Mizna welcomes Moheb Soliman, who will begin as Executive Editor and Literary Programs, taking over from George Abraham’s distinguished period at the helm of the Mizna journal. Abraham will continue on in a new role as Editor at Large and Editor of Mizna Online, as they settle into their new faculty position as Writer-in-Residence at Amherst College’s English Department. “Over the past year, Mizna has played the critical role of providing space for our communities to gather in collective grief, rage, and solidarity. This staffing expansion comes as Mizna continues to meet an urgent moment for our communities in and from Palestine, Syria, Lebanon, Sudan and beyond; publishing, screening, promoting, and preserving Arab & SWANA voices through new and existing programs,” says Mizna’s Deputy Director Ellina Kevorkian.
Soliman first joined the staff of Mizna more than ten years ago as a transplant from Montreal, moving to Minnesota, where Mizna is rooted, to work as Community Liaison and eventually becoming Program Director, working closely with director Lana Salah Barkawi. For five years, he became familiar with local and national contemporary Arab/SWANA creative spheres, and led Mizna into new interdisciplinary art and literary territories. During this time, Soliman developed his own practice as a poet and performance artist, creating work at the intersection of identity, modernity, nature, and otherness. “I am thrilled to be back with the organization, colleagues, and community that so deeply shaped me. I can’t wait to continue the work of amplifying and expanding the boundaries of our creative expression and critical consciousness,” says Soliman.
In 2018, Soliman left Minneapolis for the multi-year Tulsa Artist Fellowship and eventually returned for a BIPOC-centric fellowship with Milkweed Editions. There, he focused on development and acquisition for the Seedbank series, which holds books from across the globe and across time that deal with human relationships to environment, place, and the non-human living world. He was also part of the Milkweed editorial team, guiding diverse poetry, fiction, and creative non-fiction manuscripts through the publication process to books. Both of these recent immersions, in addition to years of project management and programming work with an array of Twin Cities arts organizations and national literary institutions, make his return to Mizna in this new capacity a fitting, exciting, and happy one.
Moheb Soliman attended Eugene Lang at the New School for Social Research and the Ontario Institute of Studies in Education at the University of Toronto. His debut poetry book HOMES was published by Coffee House Press. He lives in Northeast Minneapolis with his partner, writer Kathryn Savage.

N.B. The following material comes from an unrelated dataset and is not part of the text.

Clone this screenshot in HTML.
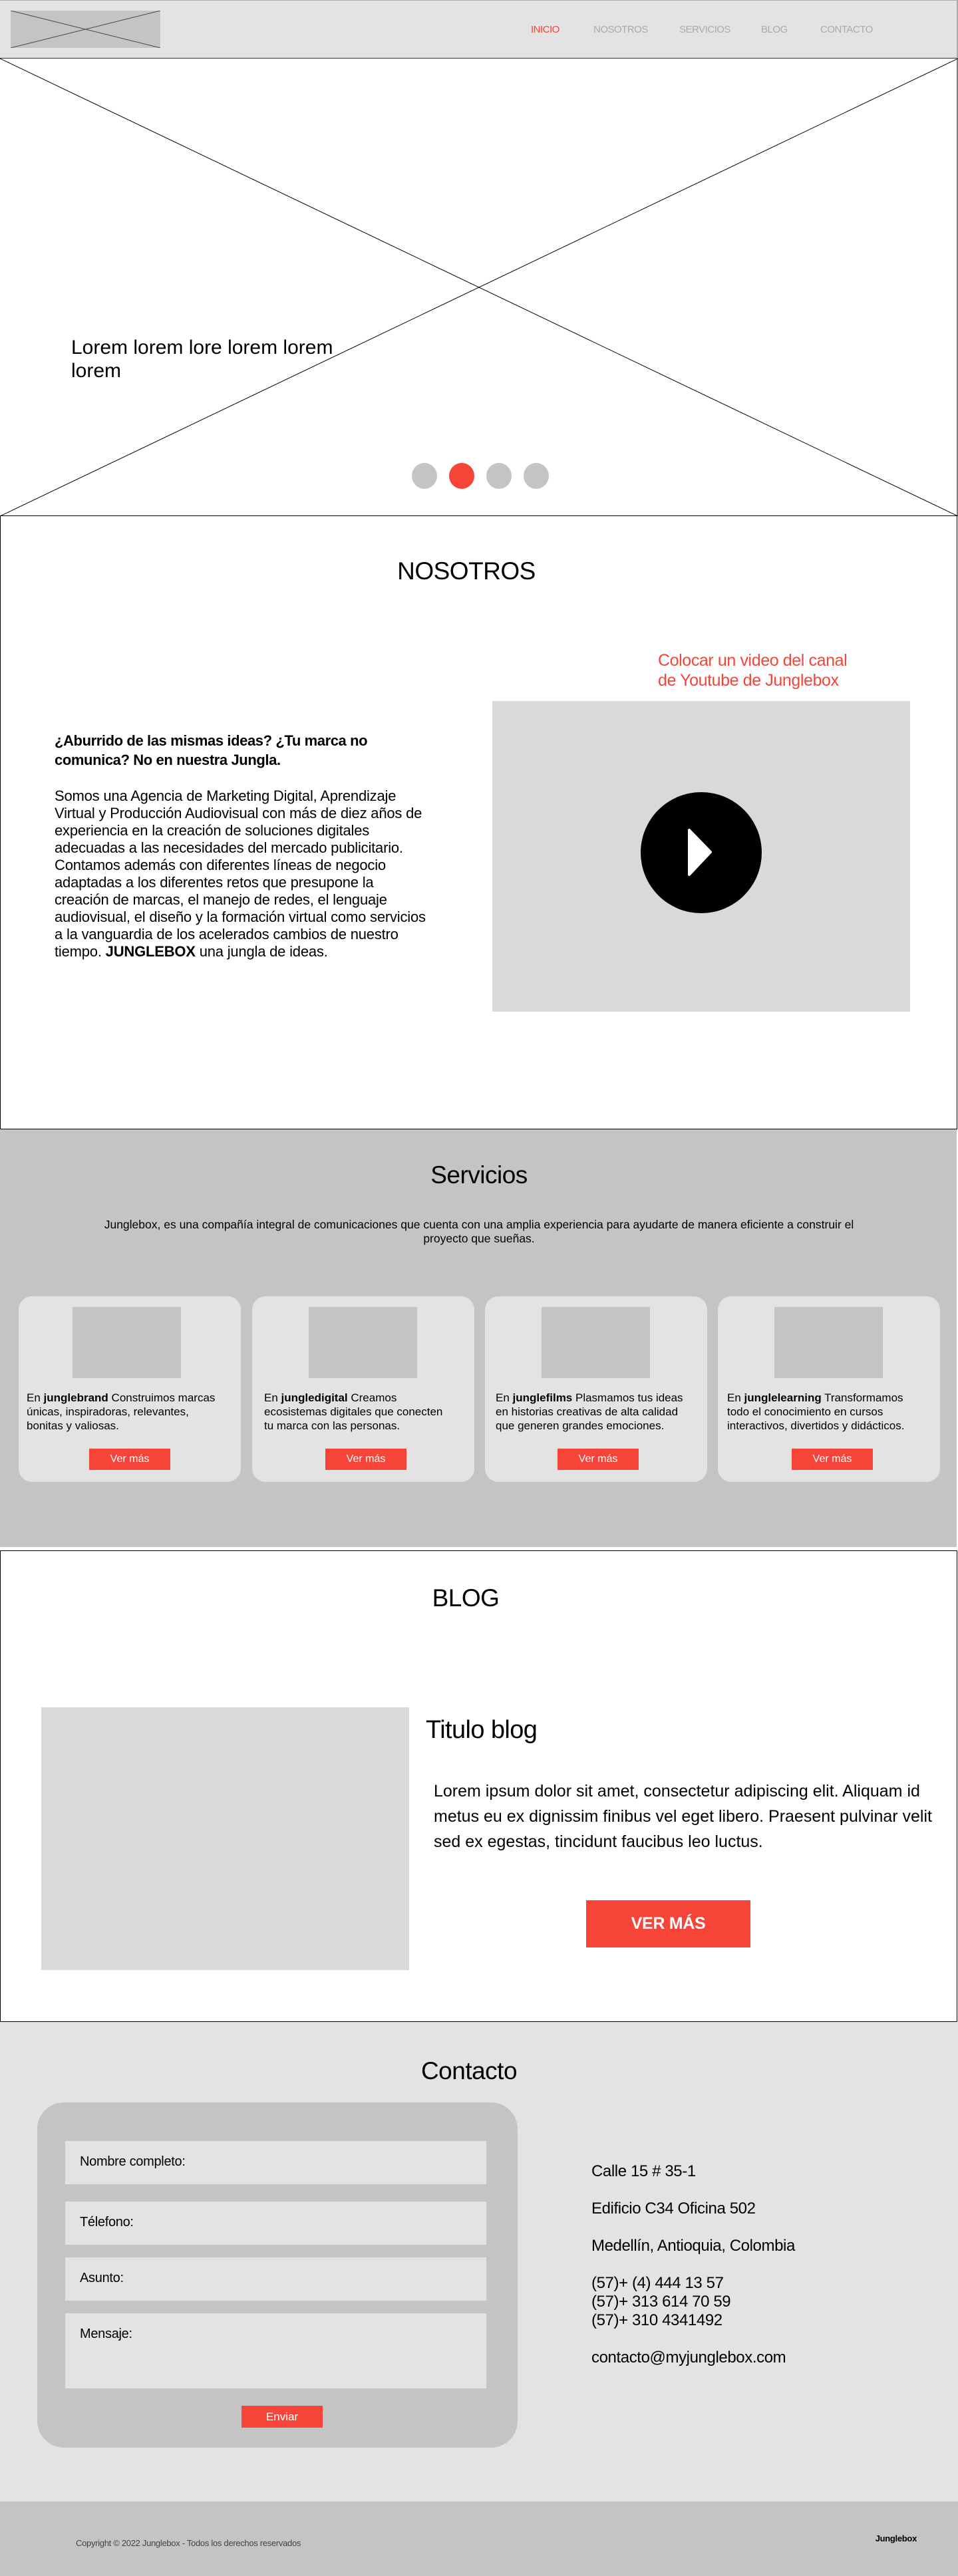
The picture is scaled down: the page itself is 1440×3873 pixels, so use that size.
<!DOCTYPE html>
<html><head><meta charset="utf-8"><style>
*{margin:0;padding:0;box-sizing:border-box}
body{width:1440px;height:3873px;position:relative;background:#fff;font-family:"Liberation Sans",sans-serif;color:#000;overflow:hidden}
.a{position:absolute}
.nw{white-space:nowrap}
.red{background:#f64438;color:#fff;text-align:center}
</style></head><body>
<!-- header -->
<div class="a" style="left:0;top:0;width:1440px;height:88px;background:#e3e3e3;border-top:1px solid #aaa;border-right:2px solid #aaa;border-bottom:1px solid #333"></div>
<svg class="a" style="left:16px;top:16px" width="225" height="56"><rect x="0" y="0" width="225" height="56" fill="#c4c4c4"/><line x1="0" y1="0" x2="225" y2="56" stroke="#444" stroke-width="1"/><line x1="225" y1="0" x2="0" y2="56" stroke="#444" stroke-width="1"/></svg>
<div class="a nw" style="top:36px;left:798px;font-size:15px;color:#f64438;letter-spacing:-0.5px">INICIO</div>
<div class="a nw" style="top:36px;left:892px;font-size:15px;color:#aaa;letter-spacing:-0.5px">NOSOTROS</div>
<div class="a nw" style="top:36px;left:1021px;font-size:15px;color:#aaa;letter-spacing:-0.5px">SERVICIOS</div>
<div class="a nw" style="top:36px;left:1144px;font-size:15px;color:#aaa;letter-spacing:-0.5px">BLOG</div>
<div class="a nw" style="top:36px;left:1233px;font-size:15px;color:#aaa;letter-spacing:-0.5px">CONTACTO</div>
<!-- hero -->
<svg class="a" style="left:0;top:88px" width="1440" height="688" preserveAspectRatio="none"><line x1="0" y1="0" x2="1440" y2="688" stroke="#000" stroke-width="1"/><line x1="1440" y1="0" x2="0" y2="688" stroke="#000" stroke-width="1"/><line x1="1439" y1="0" x2="1439" y2="688" stroke="#000"/></svg>
<div class="a nw" style="left:107px;top:505px;font-size:30px;line-height:35px;letter-spacing:0">Lorem lorem lore lorem lorem<br>lorem</div>
<div class="a" style="left:619px;top:696px;width:38px;height:39px;border-radius:50%;background:#c4c4c4"></div>
<div class="a" style="left:675px;top:696px;width:38px;height:39px;border-radius:50%;background:#f64438"></div>
<div class="a" style="left:731px;top:696px;width:38px;height:39px;border-radius:50%;background:#c4c4c4"></div>
<div class="a" style="left:787px;top:696px;width:38px;height:39px;border-radius:50%;background:#c4c4c4"></div>
<!-- nosotros -->
<div class="a" style="left:0;top:775px;width:1439px;height:923px;border:1.5px solid #000"></div>
<div class="a nw" style="left:0;width:1402px;text-align:center;top:838px;font-size:37px;letter-spacing:-0.5px">NOSOTROS</div>
<div class="a nw" style="left:989px;top:978px;font-size:25px;line-height:30px;color:#f64438;letter-spacing:-0.4px">Colocar un video del canal<br>de Youtube de Junglebox</div>
<div class="a nw" style="left:82px;top:1099px;font-size:22px;line-height:29px;font-weight:bold;letter-spacing:-0.4px">¿Aburrido de las mismas ideas? ¿Tu marca no<br>comunica? No en nuestra Jungla.</div>
<div class="a nw" style="left:82px;top:1184px;font-size:22px;line-height:26px;letter-spacing:-0.2px">Somos una Agencia de Marketing Digital, Aprendizaje<br>Virtual y Producción Audiovisual con más de diez años de<br>experiencia en la creación de soluciones digitales<br>adecuadas a las necesidades del mercado publicitario.<br>Contamos además con diferentes líneas de negocio<br>adaptadas a los diferentes retos que presupone la<br>creación de marcas, el manejo de redes, el lenguaje<br>audiovisual, el diseño y la formación virtual como servicios<br>a la vanguardia de los acelerados cambios de nuestro<br>tiempo. <b>JUNGLEBOX</b> una jungla de ideas.</div>
<div class="a" style="left:740px;top:1054px;width:628px;height:467px;background:#d9d9d9"></div>
<svg class="a" style="left:963px;top:1191px" width="182" height="182"><circle cx="91" cy="91" r="91" fill="#000"/><path d="M73 57 L73 124 L105 90 Z" fill="#fff" stroke="#fff" stroke-width="4" stroke-linejoin="round"/></svg>
<!-- servicios -->
<div class="a" style="left:0;top:1698px;width:1438px;height:628px;background:#c4c4c4"></div>
<div class="a nw" style="left:0;width:1440px;text-align:center;top:1746px;font-size:37px;letter-spacing:-0.5px">Servicios</div>
<div class="a" style="left:135px;width:1170px;text-align:center;top:1831px;font-size:17.5px;line-height:21px">Junglebox, es una compañía integral de comunicaciones que cuenta con una amplia experiencia para ayudarte de manera eficiente a construir el proyecto que sueñas.</div>

<div class="a" style="left:28px;top:1949px;width:334px;height:279px;background:#e3e3e3;border-radius:20px"></div>
<div class="a" style="left:109px;top:1965px;width:163px;height:107px;background:#c4c4c4"></div>
<div class="a nw" style="left:40px;top:2091px;font-size:17px;line-height:21px">En <b>junglebrand</b> Construimos marcas<br>únicas, inspiradoras, relevantes,<br>bonitas y valiosas.</div>
<div class="a red" style="left:134px;top:2178px;width:122px;height:32px;font-size:16px;line-height:32px">Ver más</div>

<div class="a" style="left:379px;top:1949px;width:334px;height:279px;background:#e3e3e3;border-radius:20px"></div>
<div class="a" style="left:464px;top:1965px;width:163px;height:107px;background:#c4c4c4"></div>
<div class="a nw" style="left:397px;top:2091px;font-size:17px;line-height:21px">En <b>jungledigital</b> Creamos<br>ecosistemas digitales que conecten<br>tu marca con las personas.</div>
<div class="a red" style="left:489px;top:2178px;width:122px;height:32px;font-size:16px;line-height:32px">Ver más</div>

<div class="a" style="left:729px;top:1949px;width:334px;height:279px;background:#e3e3e3;border-radius:20px"></div>
<div class="a" style="left:814px;top:1965px;width:163px;height:107px;background:#c4c4c4"></div>
<div class="a nw" style="left:745px;top:2091px;font-size:17px;line-height:21px">En <b>junglefilms</b> Plasmamos tus ideas<br>en historias creativas de alta calidad<br>que generen grandes emociones.</div>
<div class="a red" style="left:838px;top:2178px;width:122px;height:32px;font-size:16px;line-height:32px">Ver más</div>

<div class="a" style="left:1079px;top:1949px;width:334px;height:279px;background:#e3e3e3;border-radius:20px"></div>
<div class="a" style="left:1164px;top:1965px;width:163px;height:107px;background:#c4c4c4"></div>
<div class="a nw" style="left:1093px;top:2091px;font-size:17px;line-height:21px">En <b>junglelearning</b> Transformamos<br>todo el conocimiento en cursos<br>interactivos, divertidos y didácticos.</div>
<div class="a red" style="left:1190px;top:2178px;width:122px;height:32px;font-size:16px;line-height:32px">Ver más</div>
<!-- blog -->
<div class="a" style="left:0;top:2331px;width:1439px;height:709px;border:1.5px solid #000"></div>
<div class="a nw" style="left:0;width:1400px;text-align:center;top:2382px;font-size:37px;letter-spacing:-0.5px">BLOG</div>
<div class="a" style="left:62px;top:2567px;width:553px;height:395px;background:#d9d9d9"></div>
<div class="a nw" style="left:640px;top:2580px;font-size:38px;letter-spacing:-0.6px">Titulo blog</div>
<div class="a nw" style="left:652px;top:2674px;font-size:25px;line-height:38px;letter-spacing:0">Lorem ipsum dolor sit amet, consectetur adipiscing elit. Aliquam id<br>metus eu ex dignissim finibus vel eget libero. Praesent pulvinar velit<br>sed ex egestas, tincidunt faucibus leo luctus.</div>
<div class="a red" style="left:881px;top:2857px;width:247px;height:71px;font-size:25px;line-height:71px;font-weight:bold;letter-spacing:-0.3px">VER MÁS</div>
<!-- contacto -->
<div class="a" style="left:0;top:3040px;width:1440px;height:721px;background:#e3e3e3"></div>
<div class="a nw" style="left:0;width:1410px;text-align:center;top:3093px;font-size:37px;letter-spacing:-0.5px">Contacto</div>
<div class="a" style="left:56px;top:3161px;width:722px;height:519px;background:#c4c4c4;border-radius:40px"></div>
<div class="a" style="left:98px;top:3219px;width:633px;height:65px;background:#e3e3e3"></div>
<div class="a nw" style="left:120px;top:3239px;font-size:20px;letter-spacing:-0.3px">Nombre completo:</div>
<div class="a" style="left:98px;top:3310px;width:633px;height:65px;background:#e3e3e3"></div>
<div class="a nw" style="left:120px;top:3330px;font-size:20px;letter-spacing:-0.3px">Télefono:</div>
<div class="a" style="left:98px;top:3394px;width:633px;height:65px;background:#e3e3e3"></div>
<div class="a nw" style="left:120px;top:3414px;font-size:20px;letter-spacing:-0.3px">Asunto:</div>
<div class="a" style="left:98px;top:3478px;width:633px;height:113px;background:#e3e3e3"></div>
<div class="a nw" style="left:120px;top:3498px;font-size:20px;letter-spacing:-0.3px">Mensaje:</div>
<div class="a red" style="left:363px;top:3617px;width:122px;height:33px;font-size:17px;line-height:33px">Enviar</div>
<div class="a nw" style="left:889px;top:3251px;font-size:24px;letter-spacing:-0.4px">Calle 15 # 35-1</div>
<div class="a nw" style="left:889px;top:3307px;font-size:24px;letter-spacing:-0.4px">Edificio C34 Oficina 502</div>
<div class="a nw" style="left:889px;top:3363px;font-size:24px;letter-spacing:-0.4px">Medellín, Antioquia, Colombia</div>
<div class="a nw" style="left:889px;top:3419px;font-size:24px;line-height:28px;letter-spacing:-0.4px">(57)+ (4) 444 13 57<br>(57)+ 313 614 70 59<br>(57)+ 310 4341492</div>
<div class="a nw" style="left:889px;top:3531px;font-size:24px;letter-spacing:-0.4px">contacto@myjunglebox.com</div>
<!-- footer -->
<div class="a" style="left:0;top:3761px;width:1440px;height:112px;background:#c4c4c4"></div>
<div class="a nw" style="left:114px;top:3816px;font-size:13px;color:#444;letter-spacing:-0.3px">Copyright © 2022 Junglebox - Todos los derechos reservados</div>
<div class="a nw" style="left:1310px;width:68px;text-align:right;top:3809px;font-size:13px;font-weight:bold;letter-spacing:-0.3px">Junglebox</div>
</body></html>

George Abraham is a Palestinian American poet, essayist, critic, and performance artist. They are the author of When the Arab Apocalypse Comes to America (Haymarket, 2026) and Birthright (Button Poetry, 2020), which won the Arab American Book Award and was a Lambda Literary Award finalist. As Executive Editor of Mizna, Abraham has spearheaded the production process of three print journals, Myth and Memory, Cinema, and Catastrophe, and has helped launch and edit our new digital publication, Mizna Online. On their new position, Abraham commented, “I am excited to continue visioning and producing an online publication which complements our biannual print publication with regular content reflecting on the urgent and current realities of the SWANA region and beyond. In a moment where so many authors and artists are being censored for expressing their solidarity with Palestine, Mizna Online has become a vital space. As we continue to stand against the genocide in Gaza, we have focused much of our efforts this past year on publishing work in solidarity with Palestine. Forthcoming work will continue to critically engage with Palestine and Sudan as well as recent developments in Syria and beyond. We also look forward to expanding our work in literary and cultural criticism, with projects such as Hazem Fahmy’s Uncrafted column, and other urgent projects addressing gaps in the literary landscape.”